For a long time afterwards, Murphy stayed out of the spotlight to focus on his family life, occasionally making public appearances like in 2015 when he won the Mark Twain Prize for American Humor, but he exploded back onto the scene in 2019 with the Netflix film Dolemite Is My Name, a biopic about blaxploitation actor Rudy Ray Moore that is my favorite film Eddie Murphy ever made and also safely one of my favorite films of all time. Best of all he promoted the film by returning to SNL for the first time since 1984 (not including his brief appearance in SNL’s 40th anniversary special). In addition to hosting, Murphy reprised all his most popular characters in spectacular fashion to the satisfaction of both TV critics and viewers who made it one of SNL’s most popular episodes.
Speaking of reprising roles, a sequel to Coming to America called Coming 2 America is going to be released on Prime Video in 2021. Murphy never planned to make a sequel but the stars were finally in alignment when a satisfying story was written, and many of the actors from the original, including Arsenio Hall, Shari Headley and James Earl Jones, are returning for the sequel alongside newcomers like Tracy Morgan, Wesley Snipes, Jermaine Fowler and Leslie Jones. If things go according to plan, Murphy will also return for a sequel to Beverly Hills Cop which is currently in the works.

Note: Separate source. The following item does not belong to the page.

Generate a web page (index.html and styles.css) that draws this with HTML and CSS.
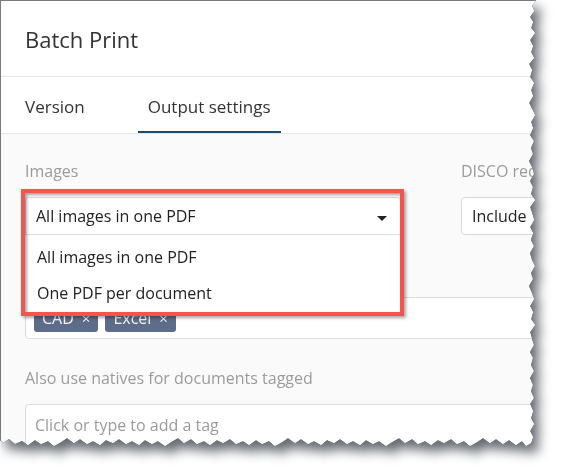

I don’t know what to expect from Eddie Murphy next because his career is so unpredictable (he starred in some of the most popular films ever made but Pluto Nash was also one of the biggest bombs) but I know better than to ignore talent like his. He said that he took that long break from acting because he was happy with his life and didn’t feel the need to make movies anymore. And he is right because he is so loved by everyone for his talent that he no longer has to prove himself to anyone. Chris Rock and Dave Chappelle even called him inspirational to their own comedy careers. So when he returns to acting you can bet it’s because he wants to do it. If that’s not the goal for all actors, what is? If Hollywood was a competition, Murphy has definitely won.